Egypt was added to the red list of high-risk countries on 08 June 2021 with enhanced travel restrictions, because COVID-19 prevalence in Egypt was assessed to be high and there was evidence to suggest community transmission of variants of concern. The government took this decisive action to impose additional measures on Egypt to limit the importation of variants of concern to England and to protect the roll out of the COVID-19 vaccination programme at a critical time.
These measures permit entry to only British and Irish Nationals (and third country nationals with residence rights in the UK) arriving from high-risk (known as red list) countries and are also required to quarantine in government managed hotels. These are all temporary measures that are kept under regular review and the government maintains that they will only be kept in place whilst the level of risk justifies the measures.
On 17 May 2021, the Government introduced the traffic light system to provide a framework for a safe and sustainable return to international travel. The traffic light system categorises countries and territories based on risk to protect public health and the vaccine rollout from variants of COVID-19. The traffic light system categorises countries based on risk to protect public health and the vaccine rollout from variants of COVID-19. The Joint Biosecurity Centre (JBC) produces risk assessments of countries and territories. Decisions on red, amber or green list assignment and associated border measures are taken by Ministers, who take into account the JBC risk assessments, alongside wider public health factors.
Key factors in the JBC risk assessment of each country include:
o genomic surveillance capability
o COVID-19 transmission risk
o Variant of Concern transmission risk
A summary of the JBC methodology is published on gov.uk, alongside key data that supports Ministers' decisions.

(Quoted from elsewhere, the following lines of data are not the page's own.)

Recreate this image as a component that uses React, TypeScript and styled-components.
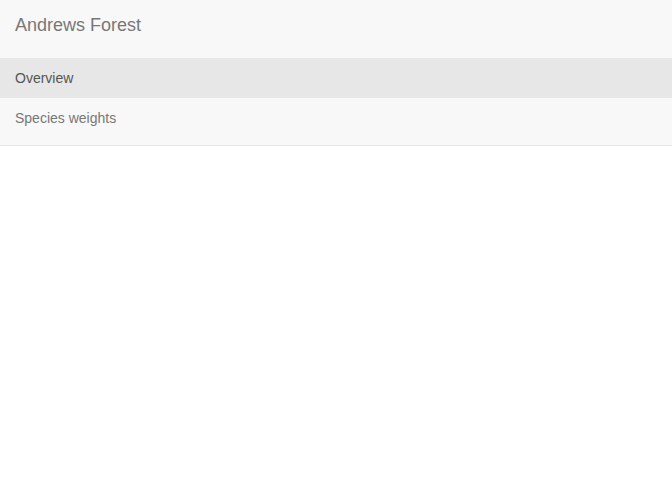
import { createGlobalStyle } from "styled-components";
import styled from "styled-components";

const GlobalStyle = createGlobalStyle`
  html, body {
    margin: 0;
    padding: 0;
    background: #fff;
    font-family: "Liberation Sans", Arial, sans-serif;
    font-size: 14px;
    line-height: 20px;
    color: #333;
  }
  * { box-sizing: border-box; }
`;

const Navbar = styled.nav`
  background-color: #f8f8f8;
  border-bottom: 1px solid #e7e7e7;
`;

const Header = styled.div`
  height: 50px;
  display: flex;
  align-items: center;
`;

const Brand = styled.a`
  padding: 15px;
  font-size: 18px;
  line-height: 20px;
  color: #777;
  text-decoration: none;
`;

const Collapse = styled.div`
  border-top: 1px solid #f8f8f8;
`;

const NavList = styled.ul`
  list-style: none;
  margin: 7px 0;
  padding: 0;
`;

const NavLink = styled.a<{ $active?: boolean }>`
  display: block;
  padding: 10px 15px;
  line-height: 20px;
  font-size: 14px;
  text-decoration: none;
  color: ${(p) => (p.$active ? "#555" : "#777")};
  background-color: ${(p) => (p.$active ? "#e7e7e7" : "transparent")};
`;

const items = [
  { label: "Overview", active: true },
  { label: "Species weights", active: false },
];

export default function App() {
  return (
    <>
      <GlobalStyle />
      <Navbar>
        <Header>
          <Brand href="#">Andrews Forest</Brand>
        </Header>
        <Collapse>
          <NavList>
            {items.map((item) => (
              <li key={item.label}>
                <NavLink href="#" $active={item.active}>
                  {item.label}
                </NavLink>
              </li>
            ))}
          </NavList>
        </Collapse>
      </Navbar>
    </>
  );
}
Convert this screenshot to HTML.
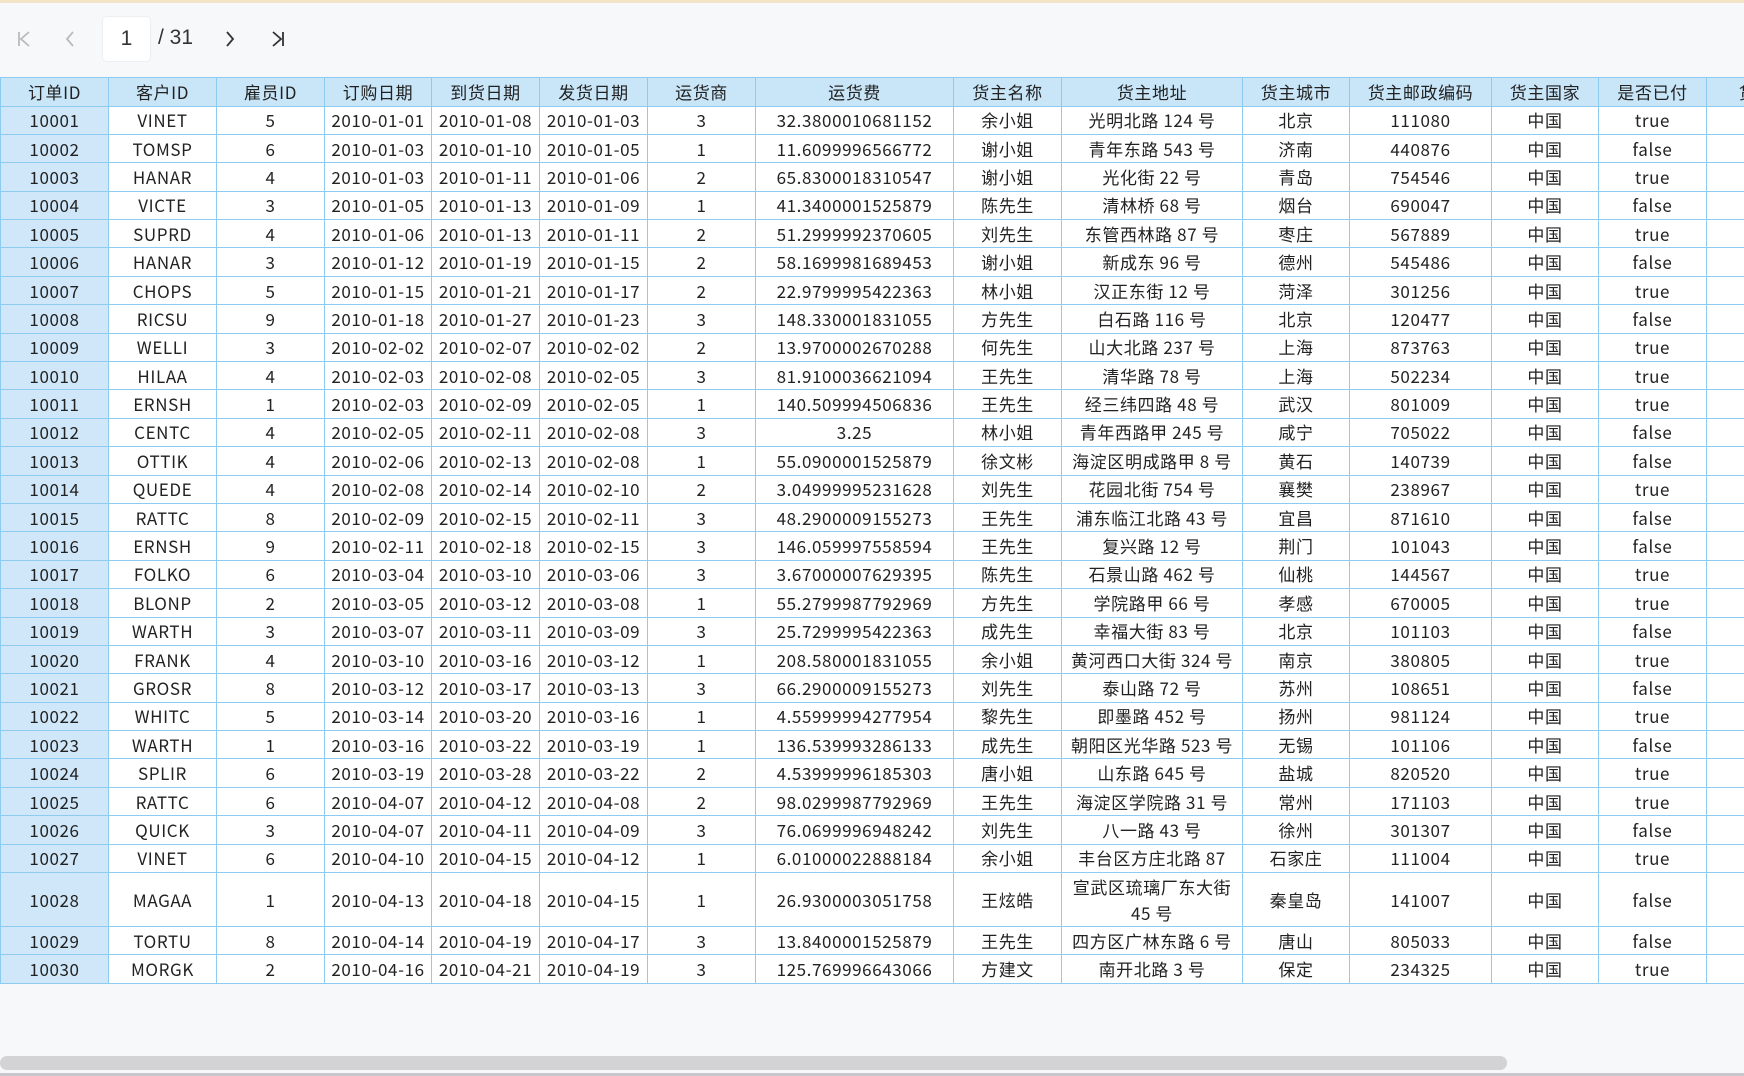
<!DOCTYPE html>
<html><head><meta charset="utf-8">
<style>
html,body{margin:0;padding:0}
body{width:1744px;height:1076px;overflow:hidden;background:#f7f8fa;position:relative;font-family:"Liberation Sans","Noto Sans CJK SC",sans-serif;color:#222}
.topline{position:absolute;left:0;top:0;width:1744px;height:3px;background:#f3e6c8}
.pager{position:absolute;top:16px;left:0;height:46px;font-size:21px;color:#333;width:400px}
.pager span{position:absolute;top:10px;white-space:nowrap}
.pager svg{position:absolute;top:14px}
.box{position:absolute;left:102px;top:0;width:49px;height:46px;background:#fff;border:1px solid #eceef2;border-radius:5px;box-sizing:border-box;text-align:center;line-height:44px;font-size:21px}
.wrap{position:absolute;left:0;top:77px;width:1744px;overflow:hidden}
table{border-collapse:collapse;table-layout:fixed;width:1806px;font-family:"Noto Sans CJK SC",sans-serif;font-size:17px;letter-spacing:0.6px}
td,th{border:1.5px solid #8dcbf0;text-align:center;padding:0;white-space:nowrap;overflow:hidden;line-height:20px}
th{background:#c9e5f8;font-weight:normal;height:27.5px;font-size:17px}
td{background:#fff;height:27.4px}
td:first-child{background:#cfe7f8}
tr.dbl td{height:53px;white-space:normal;line-height:26px}
.sb{position:absolute;left:0;top:1056px;width:1507px;height:14px;border-radius:7px;background:#d3d3d5}
.bl{position:absolute;left:0;top:1073px;width:1744px;height:3px;background:#c8c8cc}
</style></head><body>
<div class="topline"></div>
<div class="pager">
<svg style="left:16px" width="16" height="18" viewBox="0 0 16 18" fill="none" stroke="#bbb" stroke-width="1.8"><path d="M3 2v14M13 2L5 9l8 7"/></svg>
<svg style="left:64px" width="12" height="18" viewBox="0 0 12 18" fill="none" stroke="#bbb" stroke-width="1.8"><path d="M9 2L3 9l6 7"/></svg>
<div class="box">1</div>
<span style="left:158px">/ 31</span>
<svg style="left:224px" width="12" height="18" viewBox="0 0 12 18" fill="none" stroke="#333" stroke-width="1.8"><path d="M3 2l6 7-6 7"/></svg>
<svg style="left:270px" width="16" height="18" viewBox="0 0 16 18" fill="none" stroke="#333" stroke-width="1.8"><path d="M3 2l8 7-8 7M13 2v14"/></svg>
</div>
<div class="wrap">
<table>
<colgroup><col style="width:108px"><col style="width:108px"><col style="width:108px"><col style="width:107px"><col style="width:108px"><col style="width:108px"><col style="width:108px"><col style="width:198px"><col style="width:108px"><col style="width:181px"><col style="width:107px"><col style="width:142px"><col style="width:107px"><col style="width:108px"><col style="width:100px"></colgroup>
<tr><th>订单ID</th><th>客户ID</th><th>雇员ID</th><th>订购日期</th><th>到货日期</th><th>发货日期</th><th>运货商</th><th>运货费</th><th>货主名称</th><th>货主地址</th><th>货主城市</th><th>货主邮政编码</th><th>货主国家</th><th>是否已付</th><th>货主</th></tr>
<tr><td>10001</td><td>VINET</td><td>5</td><td>2010-01-01</td><td>2010-01-08</td><td>2010-01-03</td><td>3</td><td>32.3800010681152</td><td>余小姐</td><td>光明北路 124 号</td><td>北京</td><td>111080</td><td>中国</td><td>true</td><td></td></tr>
<tr><td>10002</td><td>TOMSP</td><td>6</td><td>2010-01-03</td><td>2010-01-10</td><td>2010-01-05</td><td>1</td><td>11.6099996566772</td><td>谢小姐</td><td>青年东路 543 号</td><td>济南</td><td>440876</td><td>中国</td><td>false</td><td></td></tr>
<tr><td>10003</td><td>HANAR</td><td>4</td><td>2010-01-03</td><td>2010-01-11</td><td>2010-01-06</td><td>2</td><td>65.8300018310547</td><td>谢小姐</td><td>光化街 22 号</td><td>青岛</td><td>754546</td><td>中国</td><td>true</td><td></td></tr>
<tr><td>10004</td><td>VICTE</td><td>3</td><td>2010-01-05</td><td>2010-01-13</td><td>2010-01-09</td><td>1</td><td>41.3400001525879</td><td>陈先生</td><td>清林桥 68 号</td><td>烟台</td><td>690047</td><td>中国</td><td>false</td><td></td></tr>
<tr><td>10005</td><td>SUPRD</td><td>4</td><td>2010-01-06</td><td>2010-01-13</td><td>2010-01-11</td><td>2</td><td>51.2999992370605</td><td>刘先生</td><td>东管西林路 87 号</td><td>枣庄</td><td>567889</td><td>中国</td><td>true</td><td></td></tr>
<tr><td>10006</td><td>HANAR</td><td>3</td><td>2010-01-12</td><td>2010-01-19</td><td>2010-01-15</td><td>2</td><td>58.1699981689453</td><td>谢小姐</td><td>新成东 96 号</td><td>德州</td><td>545486</td><td>中国</td><td>false</td><td></td></tr>
<tr><td>10007</td><td>CHOPS</td><td>5</td><td>2010-01-15</td><td>2010-01-21</td><td>2010-01-17</td><td>2</td><td>22.9799995422363</td><td>林小姐</td><td>汉正东街 12 号</td><td>菏泽</td><td>301256</td><td>中国</td><td>true</td><td></td></tr>
<tr><td>10008</td><td>RICSU</td><td>9</td><td>2010-01-18</td><td>2010-01-27</td><td>2010-01-23</td><td>3</td><td>148.330001831055</td><td>方先生</td><td>白石路 116 号</td><td>北京</td><td>120477</td><td>中国</td><td>false</td><td></td></tr>
<tr><td>10009</td><td>WELLI</td><td>3</td><td>2010-02-02</td><td>2010-02-07</td><td>2010-02-02</td><td>2</td><td>13.9700002670288</td><td>何先生</td><td>山大北路 237 号</td><td>上海</td><td>873763</td><td>中国</td><td>true</td><td></td></tr>
<tr><td>10010</td><td>HILAA</td><td>4</td><td>2010-02-03</td><td>2010-02-08</td><td>2010-02-05</td><td>3</td><td>81.9100036621094</td><td>王先生</td><td>清华路 78 号</td><td>上海</td><td>502234</td><td>中国</td><td>true</td><td></td></tr>
<tr><td>10011</td><td>ERNSH</td><td>1</td><td>2010-02-03</td><td>2010-02-09</td><td>2010-02-05</td><td>1</td><td>140.509994506836</td><td>王先生</td><td>经三纬四路 48 号</td><td>武汉</td><td>801009</td><td>中国</td><td>true</td><td></td></tr>
<tr><td>10012</td><td>CENTC</td><td>4</td><td>2010-02-05</td><td>2010-02-11</td><td>2010-02-08</td><td>3</td><td>3.25</td><td>林小姐</td><td>青年西路甲 245 号</td><td>咸宁</td><td>705022</td><td>中国</td><td>false</td><td></td></tr>
<tr><td>10013</td><td>OTTIK</td><td>4</td><td>2010-02-06</td><td>2010-02-13</td><td>2010-02-08</td><td>1</td><td>55.0900001525879</td><td>徐文彬</td><td>海淀区明成路甲 8 号</td><td>黄石</td><td>140739</td><td>中国</td><td>false</td><td></td></tr>
<tr><td>10014</td><td>QUEDE</td><td>4</td><td>2010-02-08</td><td>2010-02-14</td><td>2010-02-10</td><td>2</td><td>3.04999995231628</td><td>刘先生</td><td>花园北街 754 号</td><td>襄樊</td><td>238967</td><td>中国</td><td>true</td><td></td></tr>
<tr><td>10015</td><td>RATTC</td><td>8</td><td>2010-02-09</td><td>2010-02-15</td><td>2010-02-11</td><td>3</td><td>48.2900009155273</td><td>王先生</td><td>浦东临江北路 43 号</td><td>宜昌</td><td>871610</td><td>中国</td><td>false</td><td></td></tr>
<tr><td>10016</td><td>ERNSH</td><td>9</td><td>2010-02-11</td><td>2010-02-18</td><td>2010-02-15</td><td>3</td><td>146.059997558594</td><td>王先生</td><td>复兴路 12 号</td><td>荆门</td><td>101043</td><td>中国</td><td>false</td><td></td></tr>
<tr><td>10017</td><td>FOLKO</td><td>6</td><td>2010-03-04</td><td>2010-03-10</td><td>2010-03-06</td><td>3</td><td>3.67000007629395</td><td>陈先生</td><td>石景山路 462 号</td><td>仙桃</td><td>144567</td><td>中国</td><td>true</td><td></td></tr>
<tr><td>10018</td><td>BLONP</td><td>2</td><td>2010-03-05</td><td>2010-03-12</td><td>2010-03-08</td><td>1</td><td>55.2799987792969</td><td>方先生</td><td>学院路甲 66 号</td><td>孝感</td><td>670005</td><td>中国</td><td>true</td><td></td></tr>
<tr><td>10019</td><td>WARTH</td><td>3</td><td>2010-03-07</td><td>2010-03-11</td><td>2010-03-09</td><td>3</td><td>25.7299995422363</td><td>成先生</td><td>幸福大街 83 号</td><td>北京</td><td>101103</td><td>中国</td><td>false</td><td></td></tr>
<tr><td>10020</td><td>FRANK</td><td>4</td><td>2010-03-10</td><td>2010-03-16</td><td>2010-03-12</td><td>1</td><td>208.580001831055</td><td>余小姐</td><td>黄河西口大街 324 号</td><td>南京</td><td>380805</td><td>中国</td><td>true</td><td></td></tr>
<tr><td>10021</td><td>GROSR</td><td>8</td><td>2010-03-12</td><td>2010-03-17</td><td>2010-03-13</td><td>3</td><td>66.2900009155273</td><td>刘先生</td><td>泰山路 72 号</td><td>苏州</td><td>108651</td><td>中国</td><td>false</td><td></td></tr>
<tr><td>10022</td><td>WHITC</td><td>5</td><td>2010-03-14</td><td>2010-03-20</td><td>2010-03-16</td><td>1</td><td>4.55999994277954</td><td>黎先生</td><td>即墨路 452 号</td><td>扬州</td><td>981124</td><td>中国</td><td>true</td><td></td></tr>
<tr><td>10023</td><td>WARTH</td><td>1</td><td>2010-03-16</td><td>2010-03-22</td><td>2010-03-19</td><td>1</td><td>136.539993286133</td><td>成先生</td><td>朝阳区光华路 523 号</td><td>无锡</td><td>101106</td><td>中国</td><td>false</td><td></td></tr>
<tr><td>10024</td><td>SPLIR</td><td>6</td><td>2010-03-19</td><td>2010-03-28</td><td>2010-03-22</td><td>2</td><td>4.53999996185303</td><td>唐小姐</td><td>山东路 645 号</td><td>盐城</td><td>820520</td><td>中国</td><td>true</td><td></td></tr>
<tr><td>10025</td><td>RATTC</td><td>6</td><td>2010-04-07</td><td>2010-04-12</td><td>2010-04-08</td><td>2</td><td>98.0299987792969</td><td>王先生</td><td>海淀区学院路 31 号</td><td>常州</td><td>171103</td><td>中国</td><td>true</td><td></td></tr>
<tr><td>10026</td><td>QUICK</td><td>3</td><td>2010-04-07</td><td>2010-04-11</td><td>2010-04-09</td><td>3</td><td>76.0699996948242</td><td>刘先生</td><td>八一路 43 号</td><td>徐州</td><td>301307</td><td>中国</td><td>false</td><td></td></tr>
<tr><td>10027</td><td>VINET</td><td>6</td><td>2010-04-10</td><td>2010-04-15</td><td>2010-04-12</td><td>1</td><td>6.01000022888184</td><td>余小姐</td><td>丰台区方庄北路 87</td><td>石家庄</td><td>111004</td><td>中国</td><td>true</td><td></td></tr>
<tr class="dbl"><td>10028</td><td>MAGAA</td><td>1</td><td>2010-04-13</td><td>2010-04-18</td><td>2010-04-15</td><td>1</td><td>26.9300003051758</td><td>王炫皓</td><td>宣武区琉璃厂东大街<br>45 号</td><td>秦皇岛</td><td>141007</td><td>中国</td><td>false</td><td></td></tr>
<tr><td>10029</td><td>TORTU</td><td>8</td><td>2010-04-14</td><td>2010-04-19</td><td>2010-04-17</td><td>3</td><td>13.8400001525879</td><td>王先生</td><td>四方区广林东路 6 号</td><td>唐山</td><td>805033</td><td>中国</td><td>false</td><td></td></tr>
<tr><td>10030</td><td>MORGK</td><td>2</td><td>2010-04-16</td><td>2010-04-21</td><td>2010-04-19</td><td>3</td><td>125.769996643066</td><td>方建文</td><td>南开北路 3 号</td><td>保定</td><td>234325</td><td>中国</td><td>true</td><td></td></tr>
</table>
</div>
<div class="sb"></div>
<div class="bl"></div>
</body></html>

The summary of the JBC methodology is available here: https://www.gov.uk/government/publications/covid-19-risk-assessment-methodology-to-inform-international-travel-traffic-light-system and the data is available here: https://www.gov.uk/government/collections/data-informing-international-travel-risk-assessments.
Country allocations to the traffic light system are reviewed every three weeks, unless concerning evidence means we need to act faster to protect public health. At the last review on 4 August, it was decided that Egypt should remain on the red list because Egypt has very low testing and very low sequencing such that there is a potential for high public health risk to the UK, and has high-risk variants under investigation.
We will not compromise on the progress we have made on our vaccine programme by allowing people to freely mix abroad and return or travel to the UK without proper checks and procedures. This is just the start for opening international travel, with the UK leading the way with a robust system.
As with all our coronavirus measures, we keep the red list under regular review and our priority remains to protect the health of the UK public.